* [WRITTEN REQUEST] Tally the lines below that contain the word "index", and give only that number.

* [SOURCE DATA]
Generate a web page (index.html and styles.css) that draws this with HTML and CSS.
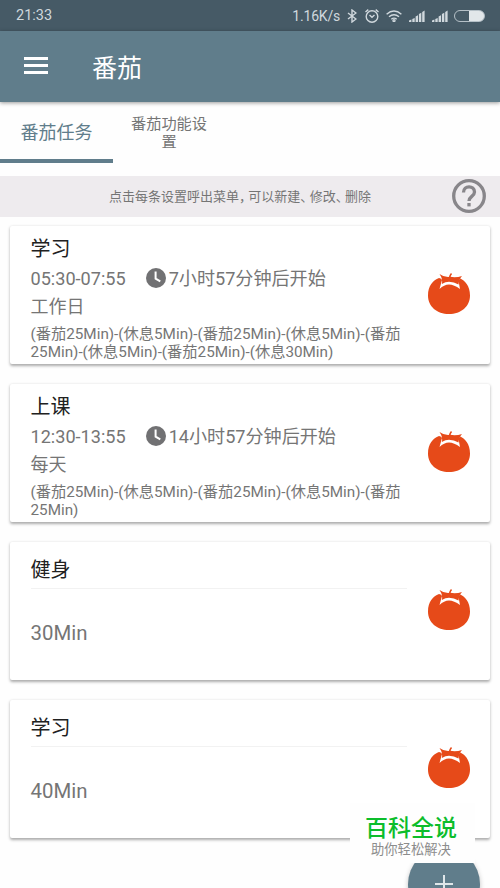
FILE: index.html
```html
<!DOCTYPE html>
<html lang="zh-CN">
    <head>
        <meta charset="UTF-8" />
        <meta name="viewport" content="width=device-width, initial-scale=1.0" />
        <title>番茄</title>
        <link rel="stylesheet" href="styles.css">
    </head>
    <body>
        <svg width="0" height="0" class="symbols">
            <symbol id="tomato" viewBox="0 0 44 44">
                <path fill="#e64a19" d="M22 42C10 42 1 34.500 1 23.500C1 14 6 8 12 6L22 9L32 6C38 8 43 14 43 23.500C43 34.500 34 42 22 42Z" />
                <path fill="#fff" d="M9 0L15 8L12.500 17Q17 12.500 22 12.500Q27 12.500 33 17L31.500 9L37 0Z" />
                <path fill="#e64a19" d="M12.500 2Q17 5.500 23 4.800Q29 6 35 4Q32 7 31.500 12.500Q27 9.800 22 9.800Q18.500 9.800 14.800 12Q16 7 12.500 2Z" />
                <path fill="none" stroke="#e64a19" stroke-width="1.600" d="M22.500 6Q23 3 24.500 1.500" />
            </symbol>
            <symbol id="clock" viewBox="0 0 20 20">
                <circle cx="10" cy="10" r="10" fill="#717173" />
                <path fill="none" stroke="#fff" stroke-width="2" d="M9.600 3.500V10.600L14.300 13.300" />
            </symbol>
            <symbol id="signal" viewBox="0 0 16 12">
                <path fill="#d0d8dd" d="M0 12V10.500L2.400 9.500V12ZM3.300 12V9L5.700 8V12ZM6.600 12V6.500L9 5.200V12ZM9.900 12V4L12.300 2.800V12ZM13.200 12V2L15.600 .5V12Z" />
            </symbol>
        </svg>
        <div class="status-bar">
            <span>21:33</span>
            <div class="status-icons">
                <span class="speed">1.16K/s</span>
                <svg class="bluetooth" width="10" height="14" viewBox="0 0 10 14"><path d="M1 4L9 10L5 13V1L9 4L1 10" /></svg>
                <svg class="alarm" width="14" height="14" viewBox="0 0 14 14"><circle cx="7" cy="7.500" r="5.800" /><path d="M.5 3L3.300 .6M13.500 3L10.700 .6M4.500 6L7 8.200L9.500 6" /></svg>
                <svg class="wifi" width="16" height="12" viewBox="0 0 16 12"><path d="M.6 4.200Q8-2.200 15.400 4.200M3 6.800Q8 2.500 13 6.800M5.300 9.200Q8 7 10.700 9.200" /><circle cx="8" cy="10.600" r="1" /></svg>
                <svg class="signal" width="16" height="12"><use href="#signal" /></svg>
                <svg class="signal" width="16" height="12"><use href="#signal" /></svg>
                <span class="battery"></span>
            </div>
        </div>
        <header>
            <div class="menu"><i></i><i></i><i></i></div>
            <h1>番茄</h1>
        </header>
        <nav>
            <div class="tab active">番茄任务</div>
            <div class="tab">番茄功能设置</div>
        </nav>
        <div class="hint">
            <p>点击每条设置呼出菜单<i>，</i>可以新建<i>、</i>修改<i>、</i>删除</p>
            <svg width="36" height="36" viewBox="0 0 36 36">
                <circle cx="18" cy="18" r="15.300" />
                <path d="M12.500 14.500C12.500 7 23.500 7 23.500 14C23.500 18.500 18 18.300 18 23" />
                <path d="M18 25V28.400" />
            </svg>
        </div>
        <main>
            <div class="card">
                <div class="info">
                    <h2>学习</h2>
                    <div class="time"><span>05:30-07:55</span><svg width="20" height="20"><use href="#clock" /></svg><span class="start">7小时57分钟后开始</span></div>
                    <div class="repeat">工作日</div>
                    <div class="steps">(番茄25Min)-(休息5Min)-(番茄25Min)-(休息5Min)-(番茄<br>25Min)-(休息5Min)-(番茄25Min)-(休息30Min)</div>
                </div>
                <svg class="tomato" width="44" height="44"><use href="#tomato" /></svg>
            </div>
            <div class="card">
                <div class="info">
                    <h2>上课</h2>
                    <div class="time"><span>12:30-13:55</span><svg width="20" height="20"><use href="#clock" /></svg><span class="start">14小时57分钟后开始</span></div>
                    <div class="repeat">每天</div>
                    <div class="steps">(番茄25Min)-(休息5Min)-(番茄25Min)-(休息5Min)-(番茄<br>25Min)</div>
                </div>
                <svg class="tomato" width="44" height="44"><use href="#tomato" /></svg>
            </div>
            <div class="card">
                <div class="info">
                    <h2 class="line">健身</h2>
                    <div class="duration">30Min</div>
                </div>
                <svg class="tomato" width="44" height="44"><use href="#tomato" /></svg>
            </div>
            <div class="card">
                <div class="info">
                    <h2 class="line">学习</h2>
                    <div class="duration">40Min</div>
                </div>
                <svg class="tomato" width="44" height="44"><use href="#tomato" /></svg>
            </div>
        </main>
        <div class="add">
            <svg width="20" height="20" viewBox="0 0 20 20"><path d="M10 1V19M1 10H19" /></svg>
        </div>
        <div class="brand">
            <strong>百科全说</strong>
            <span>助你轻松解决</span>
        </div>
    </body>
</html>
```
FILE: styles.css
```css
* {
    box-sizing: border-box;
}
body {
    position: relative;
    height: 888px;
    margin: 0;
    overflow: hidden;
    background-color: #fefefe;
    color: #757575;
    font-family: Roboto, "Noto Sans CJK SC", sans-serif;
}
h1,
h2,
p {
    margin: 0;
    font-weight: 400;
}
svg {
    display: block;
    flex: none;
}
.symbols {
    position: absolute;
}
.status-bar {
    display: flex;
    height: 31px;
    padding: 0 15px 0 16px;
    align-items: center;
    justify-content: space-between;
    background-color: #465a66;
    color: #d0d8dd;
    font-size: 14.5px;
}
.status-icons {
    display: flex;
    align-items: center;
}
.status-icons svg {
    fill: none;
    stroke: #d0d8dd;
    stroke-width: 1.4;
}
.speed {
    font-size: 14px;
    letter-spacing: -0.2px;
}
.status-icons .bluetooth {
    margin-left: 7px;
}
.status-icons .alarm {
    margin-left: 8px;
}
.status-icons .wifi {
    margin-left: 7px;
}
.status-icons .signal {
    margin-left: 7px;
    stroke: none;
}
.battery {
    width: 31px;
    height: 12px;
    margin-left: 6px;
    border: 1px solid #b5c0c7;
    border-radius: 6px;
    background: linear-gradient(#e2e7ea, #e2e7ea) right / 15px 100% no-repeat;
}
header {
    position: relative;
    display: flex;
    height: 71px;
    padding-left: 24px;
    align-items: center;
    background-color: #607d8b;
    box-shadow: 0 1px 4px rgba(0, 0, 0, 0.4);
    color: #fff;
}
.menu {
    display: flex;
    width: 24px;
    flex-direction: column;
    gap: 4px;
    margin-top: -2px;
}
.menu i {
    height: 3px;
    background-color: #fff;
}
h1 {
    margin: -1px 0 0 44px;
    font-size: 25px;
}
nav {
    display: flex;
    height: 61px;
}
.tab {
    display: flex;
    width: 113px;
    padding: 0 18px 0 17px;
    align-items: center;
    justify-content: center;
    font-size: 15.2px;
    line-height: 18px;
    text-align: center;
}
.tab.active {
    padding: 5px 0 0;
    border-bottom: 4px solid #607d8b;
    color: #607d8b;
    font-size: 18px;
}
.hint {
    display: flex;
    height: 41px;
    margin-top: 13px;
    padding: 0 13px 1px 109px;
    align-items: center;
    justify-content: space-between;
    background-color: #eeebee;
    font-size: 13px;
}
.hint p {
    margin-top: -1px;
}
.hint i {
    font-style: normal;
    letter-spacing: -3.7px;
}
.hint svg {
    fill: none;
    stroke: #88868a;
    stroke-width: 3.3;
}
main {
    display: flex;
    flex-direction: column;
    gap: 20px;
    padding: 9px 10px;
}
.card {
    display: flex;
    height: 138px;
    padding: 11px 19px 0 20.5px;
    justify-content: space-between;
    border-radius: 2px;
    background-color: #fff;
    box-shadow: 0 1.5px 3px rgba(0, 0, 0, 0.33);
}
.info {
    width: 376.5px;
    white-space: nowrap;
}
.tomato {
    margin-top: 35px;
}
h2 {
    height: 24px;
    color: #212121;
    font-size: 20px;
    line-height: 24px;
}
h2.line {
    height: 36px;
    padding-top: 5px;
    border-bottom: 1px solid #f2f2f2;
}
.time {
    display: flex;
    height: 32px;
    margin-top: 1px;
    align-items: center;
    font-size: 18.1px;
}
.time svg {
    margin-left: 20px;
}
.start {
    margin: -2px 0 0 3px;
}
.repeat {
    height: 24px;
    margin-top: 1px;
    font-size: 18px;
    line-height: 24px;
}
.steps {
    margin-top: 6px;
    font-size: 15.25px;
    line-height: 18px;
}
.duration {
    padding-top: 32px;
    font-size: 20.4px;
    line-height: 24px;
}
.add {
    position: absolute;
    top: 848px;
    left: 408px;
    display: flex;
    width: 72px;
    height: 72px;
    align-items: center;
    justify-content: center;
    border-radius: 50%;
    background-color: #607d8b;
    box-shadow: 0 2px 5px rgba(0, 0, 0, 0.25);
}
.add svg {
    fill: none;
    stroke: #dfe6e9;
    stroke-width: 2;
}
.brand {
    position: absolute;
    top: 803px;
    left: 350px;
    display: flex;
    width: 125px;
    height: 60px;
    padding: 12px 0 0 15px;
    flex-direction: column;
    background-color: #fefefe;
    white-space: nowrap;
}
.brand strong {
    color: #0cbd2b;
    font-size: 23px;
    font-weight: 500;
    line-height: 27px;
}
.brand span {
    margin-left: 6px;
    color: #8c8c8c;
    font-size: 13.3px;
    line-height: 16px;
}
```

* [THE COMPLETED TASK] 2